A new edition of L. Frank Baum's The Wonderful Wizard of Oz with O'Keefe's black-&-white illustrations was released by Ramble House in 2013; these illustrations follow the symbolism of Theosophy and the Tarot.

O'Keefe's English translation, with numerous black-&-white illustrations, of Lautréamont's Les Chants de Maldoror was published by Ramble House in 2018, entitled The Dirges of Maldoror.

Ramsey Campbell: Masters of the Weird Tale (Centipede Press, 2020) includes four new illustrations by O'Keefe, among a host of other illustrators.
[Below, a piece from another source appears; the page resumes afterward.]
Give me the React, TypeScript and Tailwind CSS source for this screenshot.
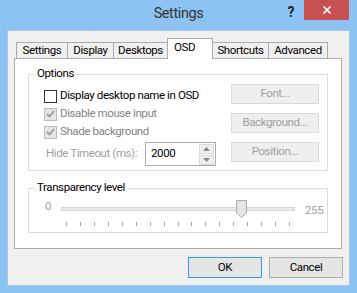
import { X } from "lucide-react";

const tabs = [
  { name: "Settings", w: "w-[52px]" },
  { name: "Display", w: "w-[47px]" },
  { name: "Desktops", w: "w-[55px]" },
  { name: "OSD", w: "w-[46px]", active: true },
  { name: "Shortcuts", w: "w-[57px]" },
  { name: "Advanced", w: "w-[60px]" },
];

const ticks = Array.from({ length: 17 });

const Check = ({ checked, disabled }: { checked?: boolean; disabled?: boolean }) => (
  <div
    className={
      disabled
        ? "w-[13px] h-[13px] border border-[#bcbcbc] bg-[#e6e6e6] flex items-center justify-center"
        : "w-[13px] h-[13px] border border-[#333333] bg-white flex items-center justify-center"
    }
  >
    {checked && (
      <svg width="9" height="8" viewBox="0 0 9 8">
        <path d="M1 4 L3.5 6.5 L8 1" fill="none" stroke="#9a9a9a" strokeWidth="1.8" />
      </svg>
    )}
  </div>
);

const DisabledButton = ({ label }: { label: string }) => (
  <div className="w-[88px] h-[20px] border border-[#d9d9d9] bg-[#efefef] text-[#a0a0a0] flex items-center justify-center">
    {label}
  </div>
);

const App = () => {
  return (
    <div className="w-[357px] h-[293px] bg-[#8cc3f3] flex flex-col font-['Roboto','Noto_Sans',sans-serif] text-[11.5px] tracking-[-0.4px] text-black leading-none overflow-hidden">
      {/* title bar */}
      <div className="h-[30px] relative flex items-center justify-center">
        <span className="text-[14.5px] text-[#333333] -mt-[1px]">Settings</span>
        <div className="absolute right-[8px] top-0 flex items-start">
          <span className="text-[14px] font-bold text-[#222] mt-[5px] mr-[10px]">?</span>
          <div className="w-[45px] h-[20px] bg-[#c75050] flex items-center justify-center">
            <X className="w-[12px] h-[12px] text-white" strokeWidth={3.5} />
          </div>
        </div>
      </div>

      {/* client area */}
      <div className="ml-[7px] w-[343px] h-[256px] bg-[#f0f0f0] border border-[#a9c8e4] flex flex-col">
        {/* tab strip */}
        <div className="mt-[7px] ml-[8px] h-[20px] flex items-end relative z-10">
          {tabs.map((t, i) =>
            t.active ? (
              <div
                key={t.name}
                className={`${t.w} ${i > 0 ? "-ml-px" : ""} h-[21px] -mb-px bg-white border border-b-0 border-[#acacac] flex items-center pl-[6px] pb-[3px] relative z-10`}
              >
                {t.name}
              </div>
            ) : (
              <div
                key={t.name}
                className={`${t.w} ${i > 0 ? "-ml-px" : ""} h-[16px] bg-[#f0f0f0] border border-b-0 border-[#acacac] flex items-center justify-center`}
              >
                {t.name}
              </div>
            )
          )}
        </div>

        {/* tab panel */}
        <div className="ml-[6px] w-[328px] h-[191px] bg-white border border-[#acacac] flex flex-col">
          {/* Options group */}
          <div className="mt-[15px] ml-[13px] w-[300px] h-[97px] border border-[#dcdcdc] relative flex">
            <span className="absolute -top-[7px] left-[6px] bg-white px-[2px]">Options</span>
            <div className="flex flex-col pt-[12px] pl-[15px]">
              <div className="h-[18px] flex items-center gap-[3px]">
                <Check />
                <span>Display desktop name in OSD</span>
              </div>
              <div className="h-[18px] flex items-center gap-[3px] text-[#838383]">
                <Check checked disabled />
                <span>Disable mouse input</span>
              </div>
              <div className="h-[18px] flex items-center gap-[3px] text-[#838383]">
                <Check checked disabled />
                <span>Shade background</span>
              </div>
              <div className="h-[24px] mt-[1px] flex items-center">
                <span className="ml-[2px] w-[99px] whitespace-nowrap text-[#a0a0a0]">Hide Timeout (ms):</span>
                <div className="w-[71px] h-[24px] border border-[#abadb3] bg-white flex items-center">
                  <span className="ml-[5px]">2000</span>
                  <div className="ml-auto mr-[1px] flex flex-col gap-[1px]">
                    <div className="w-[15px] h-[10px] bg-[#f0f0f0] border border-[#d9d9d9] flex items-center justify-center">
                      <svg width="7" height="4" viewBox="0 0 7 4">
                        <path d="M3.5 0 L7 4 L0 4 Z" fill="#8a8a8a" />
                      </svg>
                    </div>
                    <div className="w-[15px] h-[10px] bg-[#f0f0f0] border border-[#d9d9d9] flex items-center justify-center">
                      <svg width="7" height="4" viewBox="0 0 7 4">
                        <path d="M0 0 L7 0 L3.5 4 Z" fill="#8a8a8a" />
                      </svg>
                    </div>
                  </div>
                </div>
              </div>
            </div>
            <div className="ml-auto mr-[8px] pt-[9px] flex flex-col gap-[9px]">
              <DisabledButton label="Font..." />
              <DisabledButton label="Background..." />
              <DisabledButton label="Position..." />
            </div>
          </div>

          {/* Transparency group */}
          <div className="mt-[17px] ml-[13px] w-[300px] h-[45px] border border-[#dcdcdc] relative flex">
            <span className="absolute -top-[7px] left-[6px] bg-white px-[2px]">Transparency level</span>
            <div className="flex items-start pt-[12px] pl-[16px] text-[#a0a0a0]">
              <span className="w-[16px]">0</span>
              <div className="w-[234px] relative">
                <div className="mt-[6px] h-[4px] bg-[#e7eaea] border border-[#d6d6d6]" />
                <div className="flex justify-between px-[5px] mt-[11px]">
                  {ticks.map((_, i) => (
                    <div key={i} className="w-px h-[4px] bg-[#a0a0a0]" />
                  ))}
                </div>
                <svg className="absolute left-[175px] -top-[1px]" width="11" height="18" viewBox="0 0 11 18">
                  <path d="M0.5 0.5 H10.5 V13 L5.5 17.5 L0.5 13 Z" fill="#e5e5e5" stroke="#acacac" />
                </svg>
              </div>
              <span className="ml-[10px] mt-[4px]">255</span>
            </div>
          </div>
        </div>

        {/* dialog buttons */}
        <div className="mt-[8px] mr-[6px] flex justify-end gap-[7px]">
          <div className="w-[74px] h-[21px] border border-[#3399ff] bg-[#e5e5e5] flex items-center justify-center">
            OK
          </div>
          <div className="w-[74px] h-[21px] border border-[#acacac] bg-[#e5e5e5] flex items-center justify-center">
            Cancel
          </div>
        </div>
      </div>
    </div>
  );
};

export default App;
O'Keefe is currently working on a third illustrated edition of Alice's Adventures in Wonderland, this time in 'radioactive' colour.

==Bibliography==
- Lewis Carroll, The Hunting of the Snark (1993)
- William Blake, An Island in the Moon (Newport News, Virginia: Purple Mouth Press, 1998)
- Lewis Carroll, The Alice Books: Alice's Adventures in Wonderland & Through the Looking-Glass (Ramble House, 2011).
- Time Line: Selected Illustrations (Ramble House, 2010).

==Awards==
- 2002 Sixth Annual Imitate Keeler Competition, for the story "Turn Up on Time!"